Planning in the "leave it alone" case will focus attention at the senior and mid-manager level on acknowledging that there is value separate and distinct from the acquiror.  The front line employees must be motivated to find innovative ways to contribute to the new entity's success.  Johnson describes this as a push rather than pull model.
"Best Buy's Brad Anderson expressed this idea succinctly when, referring to the Geek Squad deal, he said, 'Geek Squad bought Best Buy, not the other way around.'  Anderson knew that the new model would produce growth and transformation for the company, but he also knew that the low-margin, high-volume, retail mentality of Best Buy could easily suffocate the high-touch, high-margin service orientation of Geek Squad. He let Geek Squad pull from Best Buy what it needed to thrive. At the time of acquisition, Geek Squad had 60 employees and was booking $3 million in annual revenue. Today, working out of 700 Best Buy locations across North America, Geek Squad's 12,000 service agents clock nearly $1 billion in services and return some $280 million to the retailer's bottom line." - Mark Johnson, BBW
Facing an "extraction" scenario, leaders must be decisive with their planning.  What is and what isn't valuable are the key questions.  This requires as much understanding of the acquiring company's core capabilities as it does the target's.  Further, how do you measure success?  Without clear guidelines that are pushed down into the implementation phase, the target's value will disintegrate rather than grow. Valuation is probably most important in this scenario.  There may be no salvage value in the operation if the target's business model is picked apart.

Tuesday, February 2, 2010

Shell bets on ethanol in $21 billion deal with Brazil's Cosan



Reuter's shares a good overview of the magnitude of the ethanol (sugar biofuels) industry in this article. Through a joint venture, Shell is leveraging its downstream capabilities of gas stations and jet fuel distribution. Their partner, Cosan, is publicly traded on the NYSE and is the worlds largest ethanol & sugar company.

While industry critics cite the increasing price of sugar as a resistance to ethanol's growth as a major fuel source, Shell is showing a huge commitment with this deal. The JV includes a call option at year 10!

For M&A in Brazil, especially private equity players, consolidation and the growing involvement of major players is a positive trend. Perhaps as these companies compete, they will divest non-core businesses (such as Cosan's port operation). Increased professional management and decreased family ownership is also encouraging.

Monday, January 25, 2010

Using Ethnography to make Smarter Investments

How might ethnography be used in making investments? According to some excellent insights from consultants at Jigsaw Research in London, more and more businesses are using social science methods to drive business innovation and learning. Does it translate into a transactional setting? Rest assured, when allocating large amount of capital to invest in a business, professionals will covet any tool that can sharpen their understanding of value.

Ethnography takes a holistic approach to examining a phenomenon, particularly a culture. Anthropologists approach their subjects with broad objectives. They iterate on models and refine them as they go. This parallels the due diligence process in investing.
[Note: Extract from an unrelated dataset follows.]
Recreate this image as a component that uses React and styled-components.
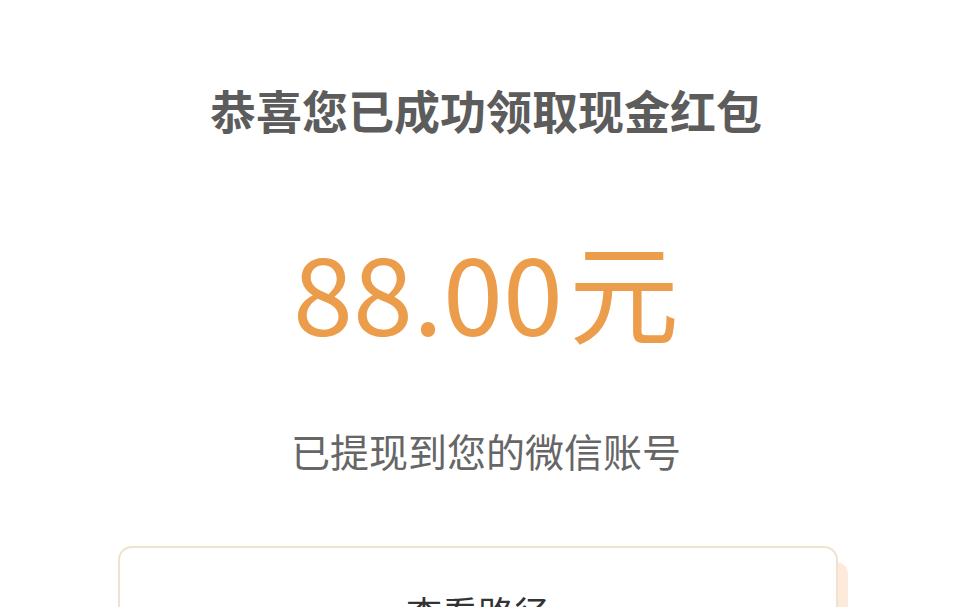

In due diligence, the wider the scope, the better; the more in-depth, the more likely you are to uncover something that might just cost you millions down the line.

Investing in corporations is effectively betting on the future cash flows that the employees can drive from the assets of the business. In many ways it is actually the culture that you are purchasing. Without understanding the flow of value that comes from power centers within the culture, buyers are at a huge disadvantage. As such, they may be misled their findings during due diligence.

Standard due diligence in M&A is extremely direct and focused, perhaps too so. Potential buyers take information that is available (management reports, public information, contracts, purchased background searches on execs). They talk to the people who are made available (top managers, reference customers). They go on site, collecting more financial, tax, and contractual information.

If they’re lucky during due diligence, buyers will get a brief glimpse using the holistic lens of the ethnographers in a couple of instances. They’ll walk through the production or distribution facility. Also, in the group interviews they may be fortunate enough to gain a window into the relationships upon which so much of business is based.

To mitigate the impact of the culture on a particular investment however, there are several certainties to fall back on. For the most part, the financial reports will preserve a reality of history. Does the historical context of those results promise to be reasonably consistent with the future results of the business? Triangulation from industry sources, customers, plus sales & marketing teams offers a competitive context for future success, too. Lastly, when in doubt, go with certainty: well written, long-term contracts will make almost any business intrinsically valuable.